- From: Jon Ferraiolo <jon.ferraiolo@adobe.com>
- Date: Tue, 04 Jan 2005 13:43:10 -0800
I haven't been following WebForms in the past few months, but when my colleague Bill McCoy told me that he has participated in this forum, I took a look. I looked at the WebForms 2.0 spec and was surprised at its size. I created a PDF out of the WebForms spec and got 101 pages. In comparison, I created a PDF out of the XForms 1.0 spec and got 127 pages. Given that WebForms is still under development and XForms is approved, one would expect some further growth, making the size of the two specs about the same. When I did a quick survey of features, I see major overlap. My conclusion is that WebForms to a large extent is simply just a competitive format with XForms.

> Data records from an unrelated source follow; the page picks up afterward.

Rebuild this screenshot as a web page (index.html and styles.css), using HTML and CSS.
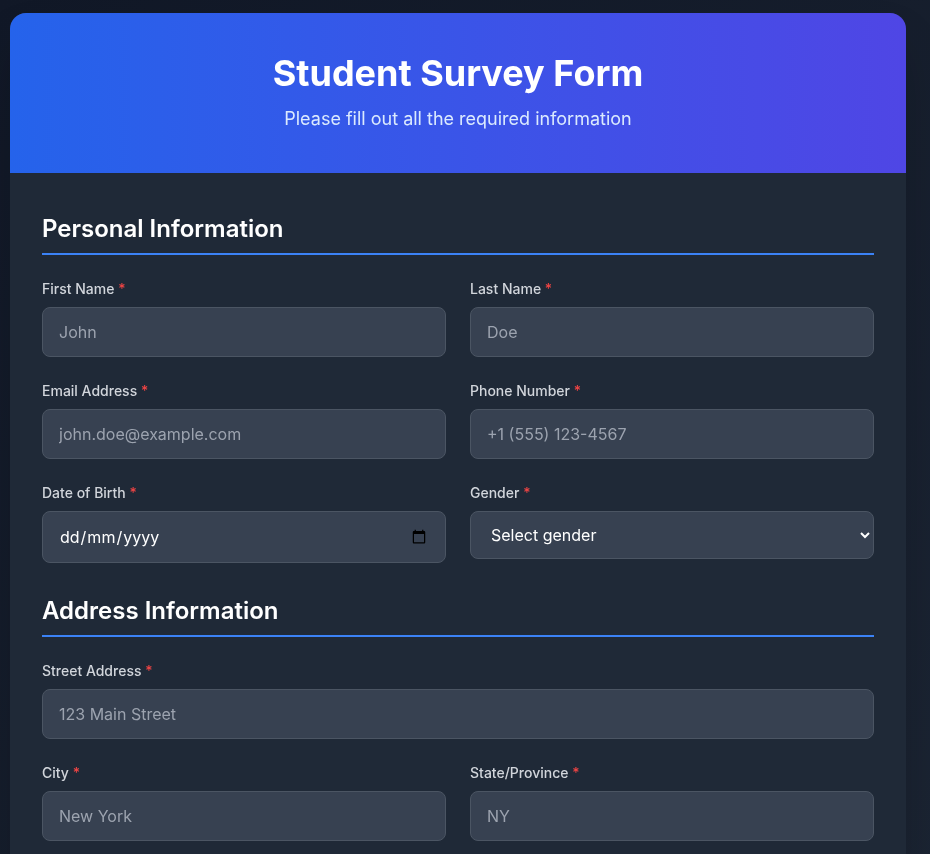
FILE: index.html
```html
<!DOCTYPE html>
<html lang="en-GB">
<head>
    <meta charset="UTF-8">
    <meta name="viewport" content="width=device-width, initial-scale=1.0">
    <title>Student Survey Form</title>
    <link rel="stylesheet" href="styles.css">
</head>
<body>
    <div class="container">
        <header class="form-header">
            <h1>Student Survey Form</h1>
            <p>Please fill out all the required information</p>
        </header>

        <form class="form-body">
            <section class="form-section">
                <h2>Personal Information</h2>
                <div class="form-grid">
                    <div class="form-group">
                        <label for="firstName">First Name <span class="required">*</span></label>
                        <input type="text" id="firstName" placeholder="John">
                    </div>
                    <div class="form-group">
                        <label for="lastName">Last Name <span class="required">*</span></label>
                        <input type="text" id="lastName" placeholder="Doe">
                    </div>
                    <div class="form-group">
                        <label for="email">Email Address <span class="required">*</span></label>
                        <input type="email" id="email" placeholder="john.doe@example.com">
                    </div>
                    <div class="form-group">
                        <label for="phone">Phone Number <span class="required">*</span></label>
                        <input type="tel" id="phone" placeholder="+1 (555) 123-4567">
                    </div>
                    <div class="form-group">
                        <label for="dob">Date of Birth <span class="required">*</span></label>
                        <div class="date-field">
                            <input type="date" id="dob">
                            <span class="date-mask"><span class="date-part">dd</span>/<span class="date-part">mm</span>/<span class="date-part">yyyy</span></span>
                        </div>
                    </div>
                    <div class="form-group">
                        <label for="gender">Gender <span class="required">*</span></label>
                        <select id="gender">
                            <option value="">Select gender</option>
                            <option>Male</option>
                            <option>Female</option>
                            <option>Other</option>
                        </select>
                    </div>
                </div>
            </section>

            <section class="form-section">
                <h2>Address Information</h2>
                <div class="form-grid">
                    <div class="form-group full-width">
                        <label for="street">Street Address <span class="required">*</span></label>
                        <input type="text" id="street" placeholder="123 Main Street">
                    </div>
                    <div class="form-group">
                        <label for="city">City <span class="required">*</span></label>
                        <input type="text" id="city" placeholder="New York">
                    </div>
                    <div class="form-group">
                        <label for="state">State/Province <span class="required">*</span></label>
                        <input type="text" id="state" placeholder="NY">
                    </div>
                </div>
            </section>
        </form>
    </div>
</body>
</html>
```

FILE: styles.css
```css
* {
    margin: 0;
    padding: 0;
    box-sizing: border-box;
}

body {
    background: linear-gradient(135deg, #111827, #1f2937);
    color: #fff;
    font-family: Inter, sans-serif;
    line-height: 1.5;
    min-height: 1700px;
    padding: 13px 24px 0 10px;
}

.container {
    background: #1f2937;
    border-radius: 16px 16px 0 0;
    box-shadow: 0 25px 50px -12px rgba(0, 0, 0, 0.25);
    overflow: hidden;
    will-change: transform;
}

.form-header {
    background: linear-gradient(90deg, #2563eb, #4f46e5);
    padding: 40px 32px;
    text-align: center;
}

.form-header h1 {
    font-size: 36px;
    font-weight: 700;
    line-height: 40px;
    margin-bottom: 12px;
}

.form-header p {
    font-size: 18px;
    line-height: 28px;
    color: #dbeafe;
}

.form-body {
    padding: 40px 32px;
}

.form-section {
    margin-bottom: 32px;
}

.form-section h2 {
    font-size: 24px;
    font-weight: 600;
    line-height: 32px;
    padding-bottom: 8px;
    margin-bottom: 24px;
    border-bottom: 2px solid #3b82f6;
}

.form-grid {
    display: grid;
    grid-template-columns: 1fr 1fr;
    gap: 24px;
}

.full-width {
    grid-column: 1 / -1;
}

label {
    display: block;
    font-size: 14px;
    font-weight: 500;
    line-height: 20px;
    color: #d1d5db;
    margin-bottom: 8px;
}

.required {
    color: #ef4444;
}

input,
select {
    width: 100%;
    padding: 12px 16px;
    background: #374151;
    border: 1px solid #4b5563;
    border-radius: 8px;
    color: #fff;
    font-family: inherit;
    font-size: 16px;
    line-height: inherit;
}

input::placeholder {
    color: #9ca3af;
}

/* the browser here prints mm/dd/yyyy, the mask shows the day-first format */
.date-field {
    position: relative;
}

.date-field input::-webkit-datetime-edit {
    visibility: hidden;
}

.date-mask {
    position: absolute;
    top: 0;
    left: 17px;
    line-height: 52px;
    pointer-events: none;
}

.date-part {
    padding: 0 1px;
}
```
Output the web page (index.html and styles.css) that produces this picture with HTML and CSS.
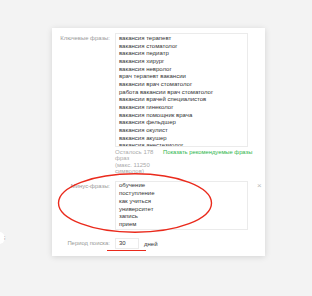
FILE: index.html
```html
<!DOCTYPE html>
<html lang="ru">
<head>
    <meta charset="UTF-8">
    <meta name="viewport" content="width=device-width, initial-scale=1.0">
    <title>Фразы</title>
    <link rel="stylesheet" href="styles.css">
</head>
<body>
    <div class="side-dot"><span>⁝</span></div>
    <div class="card">
        <div class="row">
            <div class="label">Ключевые фразы:</div>
            <div class="field phrases">
                <div>вакансия терапевт</div>
                <div>вакансия стоматолог</div>
                <div>вакансия педиатр</div>
                <div>вакансия хирург</div>
                <div>вакансия невролог</div>
                <div>врач терапевт вакансии</div>
                <div>вакансии врач стоматолог</div>
                <div>работа вакансии врач стоматолог</div>
                <div>вакансии врачей специалистов</div>
                <div>вакансия гинеколог</div>
                <div>вакансия помощник врача</div>
                <div>вакансия фельдшер</div>
                <div>вакансия окулист</div>
                <div>вакансия акушер</div>
                <div>вакансия анестезиолог</div>
            </div>
            <div></div>
        </div>
        <div class="row hint-row">
            <div></div>
            <div class="hints">
                <div class="left-count">
                    <div>Осталось 178 фраз</div>
                    <div>(макс. 11250 символов)</div>
                </div>
                <a class="suggest">Показать рекомендуемые фразы</a>
            </div>
            <div></div>
        </div>
        <div class="row minus-row">
            <div class="label">Минус-фразы:</div>
            <div class="field minus">
                <div>обучение</div>
                <div>поступление</div>
                <div>как учиться</div>
                <div>университет</div>
                <div>запись</div>
                <div>прием</div>
            </div>
            <div class="close">×</div>
        </div>
        <div class="row period-row">
            <div class="label">Период поиска:</div>
            <div class="period">
                <div class="days-input">30</div>
                <span class="days">дней</span>
            </div>
            <div></div>
        </div>
        <svg class="mark-ellipse" width="160" height="64" viewBox="0 0 160 64">
            <ellipse cx="80" cy="32" rx="76.5" ry="29.3" fill="none" stroke="#ea2a1c" stroke-width="1.4"/>
        </svg>
        <div class="mark-line"></div>
    </div>
</body>
</html>
```

FILE: styles.css
```css
body {
    margin: 0;
    background: #f3f3f3;
    font-family: "Liberation Sans", Arial, sans-serif;
    height: 296px;
    overflow: hidden;
    position: relative;
}

.card {
    position: relative;
    margin: 28px 0 0 52px;
    width: 213px;
    height: 228px;
    box-sizing: border-box;
    padding-top: 5px;
    background: #fff;
    box-shadow: 0 1px 6px rgba(0,0,0,0.13);
}

.row {
    display: grid;
    grid-template-columns: 58px 133px 1fr;
    column-gap: 5px;
}

.label {
    text-align: right;
    font-size: 5.9px;
    line-height: 7.7px;
    color: #999;
    padding-top: 2px;
}

.field {
    border: 1px solid #ebebeb;
    box-sizing: border-box;
    padding: 1px 3px;
    overflow: hidden;
    font-size: 6px;
    line-height: 7.67px;
    color: #333;
}

.phrases {
    height: 114px;
}

.hint-row {
    margin-top: 2px;
}

.hints {
    display: flex;
    gap: 4px;
    font-size: 6px;
    line-height: 6.3px;
}

.left-count {
    flex: none;
    width: 44px;
    color: #aaa;
}

.suggest {
    color: #2cb54a;
    white-space: nowrap;
    font-size: 5.8px;
}

.minus-row {
    margin-top: 7px;
}

.minus {
    height: 49px;
    padding-top: 0;
    line-height: 7.8px;
}

.close {
    color: #bbb;
    font-size: 8px;
    line-height: 8px;
    padding: 1px 0 0 4px;
}

.period-row {
    margin-top: 8px;
    align-items: center;
}

.period-row .label {
    padding-top: 0;
}

.period {
    display: flex;
    align-items: center;
    gap: 5px;
}

.days-input {
    width: 24px;
    height: 11px;
    box-sizing: border-box;
    border: 1px solid #ebebeb;
    padding-left: 3px;
    font-size: 6px;
    line-height: 9px;
    color: #333;
}

.days {
    font-size: 6px;
    color: #333;
}

.mark-ellipse {
    position: absolute;
    left: 3px;
    top: 143px;
}

.mark-line {
    position: absolute;
    left: 55px;
    top: 221.5px;
    width: 39px;
    height: 1.4px;
    background: #ea2a1c;
}

.side-dot {
    position: absolute;
    left: -7px;
    top: 232px;
    width: 12px;
    height: 12px;
    border-radius: 50%;
    background: #fff;
    font-size: 5px;
    line-height: 12px;
    color: #666;
    text-align: right;
}
```
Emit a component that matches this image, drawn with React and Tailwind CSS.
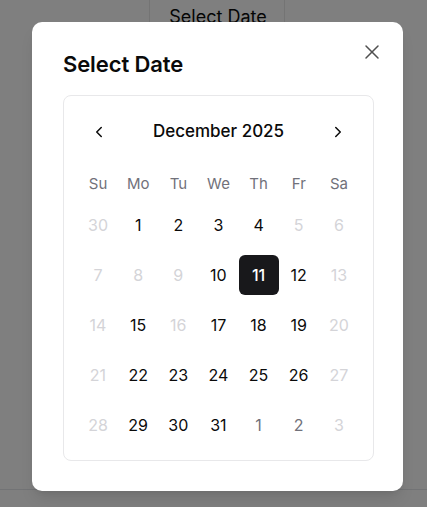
import React from "react";

const weeks = [
  [["30", "d"], ["1", "n"], ["2", "n"], ["3", "n"], ["4", "n"], ["5", "d"], ["6", "d"]],
  [["7", "d"], ["8", "d"], ["9", "d"], ["10", "n"], ["11", "s"], ["12", "n"], ["13", "d"]],
  [["14", "d"], ["15", "n"], ["16", "d"], ["17", "n"], ["18", "n"], ["19", "n"], ["20", "d"]],
  [["21", "d"], ["22", "n"], ["23", "n"], ["24", "n"], ["25", "n"], ["26", "n"], ["27", "d"]],
  [["28", "d"], ["29", "n"], ["30", "n"], ["31", "n"], ["1", "o"], ["2", "o"], ["3", "d"]],
];

const dayCls = {
  d: "text-[#d4d4d8]",
  n: "text-[#0a0a0a]",
  o: "text-[#71717a]",
  s: "bg-[#18181b] text-white font-medium rounded-md",
};

export default function App() {
  return (
    <div className="relative h-[507px] w-full overflow-hidden bg-white" style={{ fontFamily: "Inter, 'Noto Sans', sans-serif" }}>
      {/* page behind */}
      <div className="flex h-[490px] flex-col border-b border-[#e5e7eb]">
        <div className="flex justify-center">
          <div className="ml-[6px] flex h-[60px] w-[136px] justify-center border-x border-[#e8e8e8] pl-[3px] pt-[3px] text-[18px] leading-[28px] text-[#0a0a0a]">
            Select Date
          </div>
        </div>
      </div>
      {/* overlay */}
      <div className="absolute inset-0 bg-black/50" />
      {/* modal */}
      <div className="absolute left-[32px] top-[22px] h-[469px] w-[371px] rounded-[10px] bg-white pl-[31px] pr-[29px] pt-[28px] shadow-lg">
        <h2 className="text-[22px] font-semibold leading-[28px] tracking-[-0.1px] text-[#0a0a0a]">Select Date</h2>
        <button className="absolute right-[19px] top-[18px] text-[#505050]">
          <svg width="24" height="24" viewBox="0 0 24 24" fill="none" stroke="currentColor" strokeWidth="1.5" strokeLinecap="round" strokeLinejoin="round">
            <path d="M18 6 6 18" />
            <path d="m6 6 12 12" />
          </svg>
        </button>
        <div className="mt-[17px] rounded-lg border border-[#e8e8ea] px-[14px] pt-[16px] pb-[15px]">
          <div className="flex h-[40px] items-center justify-between px-[12px]">
            <svg width="18" height="18" viewBox="0 0 24 24" fill="none" stroke="#0a0a0a" strokeWidth="2" strokeLinecap="round" strokeLinejoin="round">
              <path d="m15 18-6-6 6-6" />
            </svg>
            <div className="text-[17px] font-medium text-[#0a0a0a]">December 2025</div>
            <svg width="18" height="18" viewBox="0 0 24 24" fill="none" stroke="#0a0a0a" strokeWidth="2" strokeLinecap="round" strokeLinejoin="round">
              <path d="m9 18 6-6-6-6" />
            </svg>
          </div>
          <div className="mt-[22px] grid grid-cols-7 text-[15px] leading-[20px] text-[#71717a]">
            {["Su", "Mo", "Tu", "We", "Th", "Fr", "Sa"].map((d) => (
              <div key={d} className="text-center">{d}</div>
            ))}
          </div>
          <div className="mt-[11px] flex flex-col gap-[10px]">
            {weeks.map((w, i) => (
              <div key={i} className="grid grid-cols-7">
                {w.map(([n, t], j) => (
                  <div key={j} className={`flex h-[40px] w-[40px] items-center justify-center text-[16px] ${dayCls[t]}`}>
                    {n}
                  </div>
                ))}
              </div>
            ))}
          </div>
        </div>
      </div>
    </div>
  );
}
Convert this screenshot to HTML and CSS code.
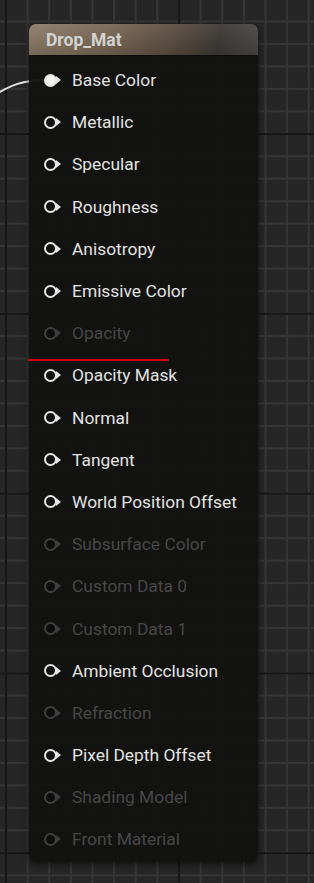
FILE: index.html
```html
<!DOCTYPE html>
<html lang="en">
<head>
    <meta charset="UTF-8">
    <meta name="viewport" content="width=device-width, initial-scale=1.0">
    <title>Drop_Mat</title>
    <link rel="stylesheet" href="styles.css">
</head>
<body>
    <div class="graph">
        <!-- провод к Base Color -->
        <svg class="wire" width="60" height="100" viewBox="0 0 60 100">
            <path d="M-2 93 C 10 86, 22 80, 46 80" fill="none" stroke="#e6e6e6" stroke-width="2"/>
        </svg>

        <div class="node">
            <div class="node-header">Drop_Mat</div>
            <div class="node-body">
                <div class="pin-row connected"><span class="pin"></span>Base Color</div>
                <div class="pin-row"><span class="pin"></span>Metallic</div>
                <div class="pin-row"><span class="pin"></span>Specular</div>
                <div class="pin-row"><span class="pin"></span>Roughness</div>
                <div class="pin-row"><span class="pin"></span>Anisotropy</div>
                <div class="pin-row"><span class="pin"></span>Emissive Color</div>
                <div class="pin-row disabled"><span class="pin"></span>Opacity</div>
                <div class="pin-row"><span class="pin"></span>Opacity Mask</div>
                <div class="pin-row"><span class="pin"></span>Normal</div>
                <div class="pin-row"><span class="pin"></span>Tangent</div>
                <div class="pin-row"><span class="pin"></span>World Position Offset</div>
                <div class="pin-row disabled"><span class="pin"></span>Subsurface Color</div>
                <div class="pin-row disabled"><span class="pin"></span>Custom Data 0</div>
                <div class="pin-row disabled"><span class="pin"></span>Custom Data 1</div>
                <div class="pin-row"><span class="pin"></span>Ambient Occlusion</div>
                <div class="pin-row disabled"><span class="pin"></span>Refraction</div>
                <div class="pin-row"><span class="pin"></span>Pixel Depth Offset</div>
                <div class="pin-row disabled"><span class="pin"></span>Shading Model</div>
                <div class="pin-row disabled"><span class="pin"></span>Front Material</div>
            </div>
        </div>

        <!-- красная линия-пометка -->
        <div class="mark-line"></div>
    </div>
</body>
</html>
```

FILE: styles.css
```css
body {
    margin: 0;
    overflow: hidden;
    font-family: Roboto, "Liberation Sans", sans-serif;
}

/* Сетка графа */
.graph {
    position: relative;
    width: 314px;
    height: 883px;
    padding: 24px 0 0 29px;
    box-sizing: border-box;
    background-color: #262626;
    background-image:
        linear-gradient(to right, #161616 2px, transparent 2px),
        linear-gradient(to bottom, #161616 2px, transparent 2px),
        linear-gradient(to right, #363636 2px, transparent 2px),
        linear-gradient(to bottom, #363636 2px, transparent 2px);
    background-size: 173.1px 179.8px, 173.1px 179.8px, 21.64px 22.47px, 21.64px 22.47px;
    background-position: 5px 133px, 5px 133px, 5px -2px, 5px -2px;
}

.wire {
    position: absolute;
    left: 0;
    top: 0;
}

.node {
    position: relative;
    width: 229px;
    height: 838px;
    border-radius: 7px;
    background: rgba(18, 18, 17, 0.96);
    box-shadow: 0 2px 6px rgba(0, 0, 0, 0.6);
    overflow: hidden;
}

.node-header {
    height: 31px;
    padding-left: 17px;
    display: flex;
    align-items: center;
    color: #d2d2d2;
    font-size: 17.5px;
    font-weight: 700;
    background:
        linear-gradient(to bottom, rgba(255, 255, 255, 0.05) 0%, rgba(0, 0, 0, 0.15) 100%),
        linear-gradient(100deg, #8f7d69 0%, #7a6855 35%, #5e4f42 62%, #3e3a36 82%, #4a4a48 100%);
    border-bottom: 1px solid #0d0d0d;
}

.node-body {
    padding-top: 3px;
}

.pin-row {
    height: 42.2px;
    display: flex;
    align-items: center;
    padding-left: 15px;
    color: #e2e2e2;
    font-size: 17.4px;
}

/* Пин: кружок со стрелкой */
.pin {
    position: relative;
    width: 9px;
    height: 9px;
    border: 2.5px solid #e6e6e6;
    border-radius: 50%;
    background: #111;
    margin-right: 15px;
    flex-shrink: 0;
}
.pin::after {
    content: "";
    position: absolute;
    left: 10px;
    top: 0.5px;
    border-left: 5px solid #e6e6e6;
    border-top: 4px solid transparent;
    border-bottom: 4px solid transparent;
}

.connected .pin {
    background: #f2f2f2;
}

.disabled {
    color: #474747;
}
.disabled .pin {
    border-color: #3e3e3e;
    background: #0c0c0c;
}
.disabled .pin::after {
    border-left-color: #3e3e3e;
}

.mark-line {
    position: absolute;
    left: 28px;
    top: 359px;
    width: 141px;
    height: 2px;
    background: #d80000;
}
```
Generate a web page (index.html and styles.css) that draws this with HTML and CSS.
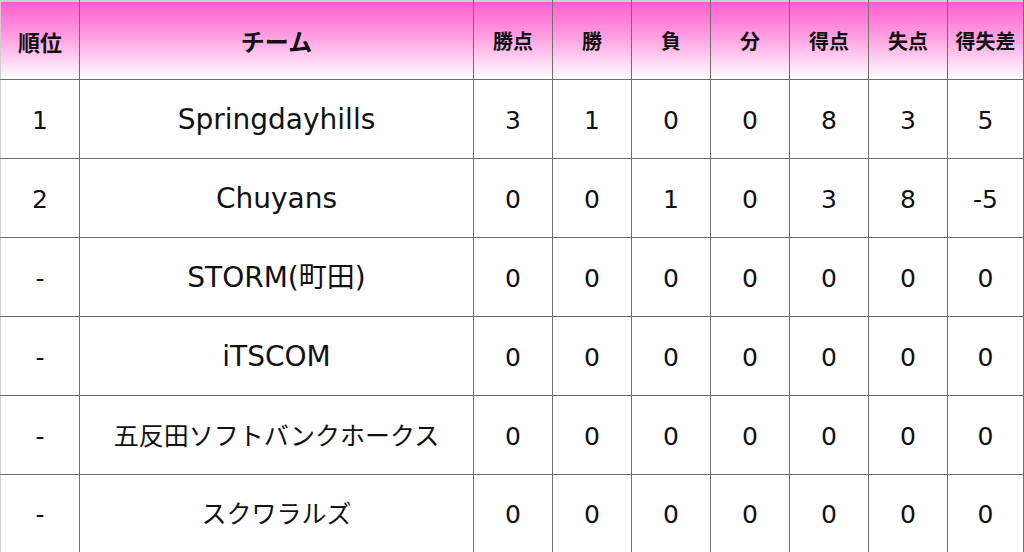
FILE: index.html
```html
<!DOCTYPE html>
<html lang="ja">
<head>
<meta charset="utf-8">
<link rel="stylesheet" href="styles.css">
</head>
<body>
<table class="standings">
  <colgroup>
    <col class="c-rank"><col class="c-team"><col class="c-num"><col class="c-num"><col class="c-num"><col class="c-num"><col class="c-num"><col class="c-num"><col class="c-last">
  </colgroup>
  <thead>
    <tr>
      <th class="h-rank">順位</th>
      <th class="h-team">チーム</th>
      <th>勝点</th>
      <th>勝</th>
      <th>負</th>
      <th>分</th>
      <th>得点</th>
      <th>失点</th>
      <th>得失差</th>
    </tr>
  </thead>
  <tbody>
    <tr><td>1</td><td class="name-latin">Springdayhills</td><td>3</td><td>1</td><td>0</td><td>0</td><td>8</td><td>3</td><td>5</td></tr>
    <tr><td>2</td><td class="name-latin">Chuyans</td><td>0</td><td>0</td><td>1</td><td>0</td><td>3</td><td>8</td><td>-5</td></tr>
    <tr><td>-</td><td class="name-latin">STORM(町田)</td><td>0</td><td>0</td><td>0</td><td>0</td><td>0</td><td>0</td><td>0</td></tr>
    <tr><td>-</td><td class="name-latin">iTSCOM</td><td>0</td><td>0</td><td>0</td><td>0</td><td>0</td><td>0</td><td>0</td></tr>
    <tr><td>-</td><td>五反田ソフトバンクホークス</td><td>0</td><td>0</td><td>0</td><td>0</td><td>0</td><td>0</td><td>0</td></tr>
    <tr><td>-</td><td>スクワラルズ</td><td>0</td><td>0</td><td>0</td><td>0</td><td>0</td><td>0</td><td>0</td></tr>
  </tbody>
</table>
</body>
</html>
```
FILE: styles.css
```css
html, body {
  margin: 0;
  padding: 0;
  background: #ffffff;
}

body {
  font-family: "Noto Sans CJK JP", "Noto Sans", sans-serif;
  color: #111111;
}

.standings {
  border-collapse: collapse;
  table-layout: fixed;
  width: 1023px;
  border-top: 1px solid #cfcfcf;
  border-left: 1px solid #cfcfcf;
}

.c-rank { width: 79px; }
.c-team { width: 394px; }
.c-num { width: 79px; }
.c-last { width: 76px; }

.standings th,
.standings td {
  border: 1px solid #6e6e6e;
  text-align: center;
  vertical-align: middle;
  padding: 0;
  line-height: 1;
}

.standings tr:first-child th { border-top: 1px solid #cfcfcf; }
.standings tr th:first-child,
.standings tr td:first-child { border-left: 1px solid #cfcfcf; }

.standings thead tr { height: 79px; }
.standings tbody tr { height: 79px; }
.standings tbody tr:last-child { height: 78px; }

.standings th {
  background: linear-gradient(to bottom, #ff5ccf 0%, #ff9fe2 45%, #ffffff 100%);
  font-weight: bold;
  font-size: 20px;
  padding-top: 2px;
}

.standings th.h-rank { font-size: 22px; }
.standings th.h-team { font-size: 24px; }

.standings td {
  font-family: "DejaVu Sans", "Noto Sans CJK JP", sans-serif;
  font-size: 25px;
  font-weight: normal;
  padding-top: 2px;
}

.standings td.name-latin {
  font-size: 28px;
}
```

If you are going to add 100+ pages of incremental features to the browser world, of which a major portion has already been defined by the W3C, why not build from XForms, which is an approved standard (and which is going into Mozilla), versus building something similar but different? Perhaps Web Forms started out with the goal of doing something small as minor increments to existing HTML, but now it seems to have grown into a rather large beast of its own. Also, perhaps Web Forms started when XForms had little traction and therefore could be discounted, but in 2004 interest in XForms has picked up quite a bit. Jon Ferraiolo Adobe System, Inc.